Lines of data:
..........

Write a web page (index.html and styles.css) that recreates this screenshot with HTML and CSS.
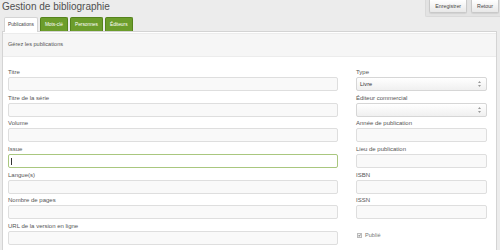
FILE: index.html
```
<!DOCTYPE html>
<html lang="fr">
<head>
    <meta charset="UTF-8">
    <title>Gestion de bibliographie</title>
    <link rel="stylesheet" href="styles.css">
</head>
<body>

    <div class="top-bar">
        <h1>Gestion de bibliographie</h1>
        <div class="actions">
            <button type="button" class="btn">Enregistrer</button>
            <button type="button" class="btn">Retour</button>
        </div>
    </div>

    <ul class="tabs">
        <li class="tab active">Publications</li>
        <li class="tab">Mots-clé</li>
        <li class="tab">Personnes</li>
        <li class="tab">Éditeurs</li>
    </ul>

    <div class="panel">
        <div class="panel-head">Gérez les publications</div>

        <form class="pub-form">
            <div class="col">
                <div class="field">
                    <label for="titre">Titre</label>
                    <input type="text" id="titre" class="form-control">
                </div>
                <div class="field">
                    <label for="serie">Titre de la série</label>
                    <input type="text" id="serie" class="form-control">
                </div>
                <div class="field">
                    <label for="volume">Volume</label>
                    <input type="text" id="volume" class="form-control">
                </div>
                <div class="field">
                    <label for="issue">Issue</label>
                    <div class="form-control focused"><span class="caret"></span></div>
                </div>
                <div class="field">
                    <label for="langues">Langue(s)</label>
                    <input type="text" id="langues" class="form-control">
                </div>
                <div class="field">
                    <label for="pages">Nombre de pages</label>
                    <input type="text" id="pages" class="form-control">
                </div>
                <div class="field">
                    <label for="url">URL de la version en ligne</label>
                    <input type="text" id="url" class="form-control">
                </div>
                <div class="field">
                    <label for="doi">DOI</label>
                    <input type="text" id="doi" class="form-control">
                </div>
            </div>

            <div class="col">
                <div class="field">
                    <label>Type</label>
                    <div class="select">
                        <span>Livre</span>
                        <svg class="arrows" width="3" height="6" viewBox="0 0 3 6"><path d="M1.5 0 L3 2 L0 2 Z M1.5 6 L3 4 L0 4 Z" fill="#999"/></svg>
                    </div>
                </div>
                <div class="field">
                    <label>Éditeur commercial</label>
                    <div class="select">
                        <span></span>
                        <svg class="arrows" width="3" height="6" viewBox="0 0 3 6"><path d="M1.5 0 L3 2 L0 2 Z M1.5 6 L3 4 L0 4 Z" fill="#999"/></svg>
                    </div>
                </div>
                <div class="field">
                    <label for="annee">Année de publication</label>
                    <input type="text" id="annee" class="form-control">
                </div>
                <div class="field">
                    <label for="lieu">Lieu de publication</label>
                    <input type="text" id="lieu" class="form-control">
                </div>
                <div class="field">
                    <label for="isbn">ISBN</label>
                    <input type="text" id="isbn" class="form-control">
                </div>
                <div class="field">
                    <label for="issn">ISSN</label>
                    <input type="text" id="issn" class="form-control">
                </div>
                <div class="field check">
                    <span class="box">
                        <svg width="5" height="5" viewBox="0 0 5 5"><path d="M0.8 2.6 L2 3.8 L4.3 0.9" stroke="#333" stroke-width="1.1" fill="none"/></svg>
                    </span>
                    <span>Publié</span>
                </div>
            </div>
        </form>
    </div>

</body>
</html>
```

FILE: styles.css
```
:root {
    --page-bg: #ececec;
    --border: #d4d4d4;
    --input-bg: #f9f9f9;
    --text: #555555;
    --green: #6c9d2b;
    --green-dark: #55831c;
}

body {
    margin: 0;
    background-color: var(--page-bg);
    font-family: "Liberation Sans", Arial, sans-serif;
    color: var(--text);
    height: 250px;
    overflow: hidden;
}

.top-bar {
    display: flex;
    justify-content: space-between;
    align-items: flex-start;
    height: 17px;
}

.top-bar h1 {
    margin: 0 0 0 2px;
    font-size: 10px;
    font-weight: normal;
    line-height: 14px;
    color: #505050;
}

.actions {
    display: flex;
    gap: 4px;
    padding: 0 1px 3px 3px;
    background-color: #e3e3e3;
    border-left: 1px solid #dadada;
    border-bottom: 1px solid #dadada;
    border-bottom-left-radius: 2px;
}

.btn {
    height: 13px;
    padding: 0 5px;
    font-family: inherit;
    font-size: 5.3px;
    color: #444;
    background: linear-gradient(#ffffff, #e8e8e8);
    border: 1px solid #c9c9c9;
    border-top: none;
    border-radius: 0 0 2px 2px;
    box-shadow: 0 1px 1px rgba(0, 0, 0, 0.08);
}

.tabs {
    display: flex;
    gap: 2px;
    margin: 0 0 -1px 4px;
    padding: 0;
    list-style: none;
    position: relative;
}

.tab {
    height: 13px;
    line-height: 13px;
    padding: 0 4px;
    font-size: 4.8px;
    color: #fff;
    background-color: var(--green);
    border: 1px solid var(--green-dark);
    border-bottom: none;
    border-radius: 2px 2px 0 0;
}

.tab.active {
    padding: 0 3px;
    color: #444;
    background-color: #fff;
    border-color: var(--border);
    height: 14px;
}

.panel {
    margin: 0 3px 0 2px;
    padding-top: 1px;
    background-color: #fff;
    border: 1px solid var(--border);
    height: 240px;
}

.panel-head {
    height: 22px;
    line-height: 21px;
    padding-left: 5px;
    font-size: 5.6px;
    color: #555;
    background-color: #f6f6f6;
    border-top: 1px solid #ececec;
    border-bottom: 1px solid #ececec;
}

.pub-form {
    display: grid;
    grid-template-columns: 330px 131px;
    column-gap: 18px;
    padding: 11px 0 0 5px;
}

.col {
    display: flex;
    flex-direction: column;
}

.field {
    margin-bottom: 2.7px;
}

.field label {
    display: block;
    height: 9px;
    line-height: 8px;
    font-size: 6px;
    color: #555;
}

.form-control {
    display: block;
    width: 100%;
    height: 14px;
    margin: 0;
    padding: 0 2px;
    box-sizing: border-box;
    font-family: inherit;
    font-size: 6px;
    background-color: var(--input-bg);
    border: 1px solid #dedede;
    border-radius: 2px;
}

.form-control.focused {
    background-color: #fff;
    border-color: #a9c77f;
    display: flex;
    align-items: center;
}

.caret {
    width: 1px;
    height: 7px;
    background-color: #333;
}

.select {
    display: flex;
    justify-content: space-between;
    align-items: center;
    height: 14px;
    padding: 0 5px 0 3px;
    box-sizing: border-box;
    font-size: 5.6px;
    color: #333;
    background: linear-gradient(#ffffff, #f0f0f0);
    border: 1px solid #d6d6d6;
    border-radius: 2px;
}

.field.check {
    display: flex;
    align-items: center;
    gap: 3px;
    padding: 10px 0 0 1px;
    font-size: 5.6px;
    color: #777;
}

.box {
    display: flex;
    width: 5px;
    height: 5px;
    background-color: #f4f4f4;
    border: 1px solid #bbb;
    box-sizing: border-box;
    overflow: visible;
}

.box svg {
    margin: -1px 0 0 0;
}
```
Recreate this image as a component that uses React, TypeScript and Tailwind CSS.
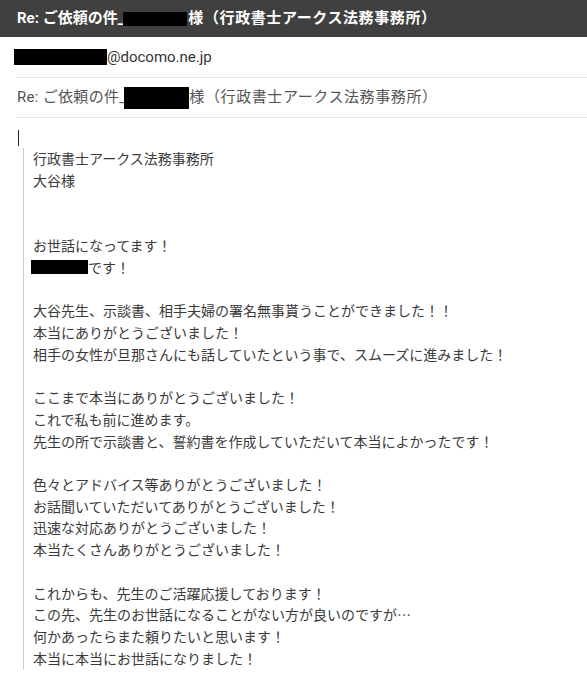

..........

WHAT YOU NEED TO DO
Reproduce the listing exactly. Leave its pictures out.

EXERCISE ANSWER
Write a web page (index.html and styles.css) that recreates this screenshot with HTML and CSS.
FILE: index.html
```
<!DOCTYPE html>
<html lang="fr">
<head>
    <meta charset="UTF-8">
    <title>Gestion de bibliographie</title>
    <link rel="stylesheet" href="styles.css">
</head>
<body>

    <div class="top-bar">
        <h1>Gestion de bibliographie</h1>
        <div class="actions">
            <button type="button" class="btn">Enregistrer</button>
            <button type="button" class="btn">Retour</button>
        </div>
    </div>

    <ul class="tabs">
        <li class="tab active">Publications</li>
        <li class="tab">Mots-clé</li>
        <li class="tab">Personnes</li>
        <li class="tab">Éditeurs</li>
    </ul>

    <div class="panel">
        <div class="panel-head">Gérez les publications</div>

        <form class="pub-form">
            <div class="col">
                <div class="field">
                    <label for="titre">Titre</label>
                    <input type="text" id="titre" class="form-control">
                </div>
                <div class="field">
                    <label for="serie">Titre de la série</label>
                    <input type="text" id="serie" class="form-control">
                </div>
                <div class="field">
                    <label for="volume">Volume</label>
                    <input type="text" id="volume" class="form-control">
                </div>
                <div class="field">
                    <label for="issue">Issue</label>
                    <div class="form-control focused"><span class="caret"></span></div>
                </div>
                <div class="field">
                    <label for="langues">Langue(s)</label>
                    <input type="text" id="langues" class="form-control">
                </div>
                <div class="field">
                    <label for="pages">Nombre de pages</label>
                    <input type="text" id="pages" class="form-control">
                </div>
                <div class="field">
                    <label for="url">URL de la version en ligne</label>
                    <input type="text" id="url" class="form-control">
                </div>
                <div class="field">
                    <label for="doi">DOI</label>
                    <input type="text" id="doi" class="form-control">
                </div>
            </div>

            <div class="col">
                <div class="field">
                    <label>Type</label>
                    <div class="select">
                        <span>Livre</span>
                        <svg class="arrows" width="3" height="6" viewBox="0 0 3 6"><path d="M1.5 0 L3 2 L0 2 Z M1.5 6 L3 4 L0 4 Z" fill="#999"/></svg>
                    </div>
                </div>
                <div class="field">
                    <label>Éditeur commercial</label>
                    <div class="select">
                        <span></span>
                        <svg class="arrows" width="3" height="6" viewBox="0 0 3 6"><path d="M1.5 0 L3 2 L0 2 Z M1.5 6 L3 4 L0 4 Z" fill="#999"/></svg>
                    </div>
                </div>
                <div class="field">
                    <label for="annee">Année de publication</label>
                    <input type="text" id="annee" class="form-control">
                </div>
                <div class="field">
                    <label for="lieu">Lieu de publication</label>
                    <input type="text" id="lieu" class="form-control">
                </div>
                <div class="field">
                    <label for="isbn">ISBN</label>
                    <input type="text" id="isbn" class="form-control">
                </div>
                <div class="field">
                    <label for="issn">ISSN</label>
                    <input type="text" id="issn" class="form-control">
                </div>
                <div class="field check">
                    <span class="box">
                        <svg width="5" height="5" viewBox="0 0 5 5"><path d="M0.8 2.6 L2 3.8 L4.3 0.9" stroke="#333" stroke-width="1.1" fill="none"/></svg>
                    </span>
                    <span>Publié</span>
                </div>
            </div>
        </form>
    </div>

</body>
</html>
```

FILE: styles.css
```
:root {
    --page-bg: #ececec;
    --border: #d4d4d4;
    --input-bg: #f9f9f9;
    --text: #555555;
    --green: #6c9d2b;
    --green-dark: #55831c;
}

body {
    margin: 0;
    background-color: var(--page-bg);
    font-family: "Liberation Sans", Arial, sans-serif;
    color: var(--text);
    height: 250px;
    overflow: hidden;
}

.top-bar {
    display: flex;
    justify-content: space-between;
    align-items: flex-start;
    height: 17px;
}

.top-bar h1 {
    margin: 0 0 0 2px;
    font-size: 10px;
    font-weight: normal;
    line-height: 14px;
    color: #505050;
}

.actions {
    display: flex;
    gap: 4px;
    padding: 0 1px 3px 3px;
    background-color: #e3e3e3;
    border-left: 1px solid #dadada;
    border-bottom: 1px solid #dadada;
    border-bottom-left-radius: 2px;
}

.btn {
    height: 13px;
    padding: 0 5px;
    font-family: inherit;
    font-size: 5.3px;
    color: #444;
    background: linear-gradient(#ffffff, #e8e8e8);
    border: 1px solid #c9c9c9;
    border-top: none;
    border-radius: 0 0 2px 2px;
    box-shadow: 0 1px 1px rgba(0, 0, 0, 0.08);
}

.tabs {
    display: flex;
    gap: 2px;
    margin: 0 0 -1px 4px;
    padding: 0;
    list-style: none;
    position: relative;
}

.tab {
    height: 13px;
    line-height: 13px;
    padding: 0 4px;
    font-size: 4.8px;
    color: #fff;
    background-color: var(--green);
    border: 1px solid var(--green-dark);
    border-bottom: none;
    border-radius: 2px 2px 0 0;
}

.tab.active {
    padding: 0 3px;
    color: #444;
    background-color: #fff;
    border-color: var(--border);
    height: 14px;
}

.panel {
    margin: 0 3px 0 2px;
    padding-top: 1px;
    background-color: #fff;
    border: 1px solid var(--border);
    height: 240px;
}

.panel-head {
    height: 22px;
    line-height: 21px;
    padding-left: 5px;
    font-size: 5.6px;
    color: #555;
    background-color: #f6f6f6;
    border-top: 1px solid #ececec;
    border-bottom: 1px solid #ececec;
}

.pub-form {
    display: grid;
    grid-template-columns: 330px 131px;
    column-gap: 18px;
    padding: 11px 0 0 5px;
}

.col {
    display: flex;
    flex-direction: column;
}

.field {
    margin-bottom: 2.7px;
}

.field label {
    display: block;
    height: 9px;
    line-height: 8px;
    font-size: 6px;
    color: #555;
}

.form-control {
    display: block;
    width: 100%;
    height: 14px;
    margin: 0;
    padding: 0 2px;
    box-sizing: border-box;
    font-family: inherit;
    font-size: 6px;
    background-color: var(--input-bg);
    border: 1px solid #dedede;
    border-radius: 2px;
}

.form-control.focused {
    background-color: #fff;
    border-color: #a9c77f;
    display: flex;
    align-items: center;
}

.caret {
    width: 1px;
    height: 7px;
    background-color: #333;
}

.select {
    display: flex;
    justify-content: space-between;
    align-items: center;
    height: 14px;
    padding: 0 5px 0 3px;
    box-sizing: border-box;
    font-size: 5.6px;
    color: #333;
    background: linear-gradient(#ffffff, #f0f0f0);
    border: 1px solid #d6d6d6;
    border-radius: 2px;
}

.field.check {
    display: flex;
    align-items: center;
    gap: 3px;
    padding: 10px 0 0 1px;
    font-size: 5.6px;
    color: #777;
}

.box {
    display: flex;
    width: 5px;
    height: 5px;
    background-color: #f4f4f4;
    border: 1px solid #bbb;
    box-sizing: border-box;
    overflow: visible;
}

.box svg {
    margin: -1px 0 0 0;
}
```
Recreate this image as a component that uses React, TypeScript and Tailwind CSS.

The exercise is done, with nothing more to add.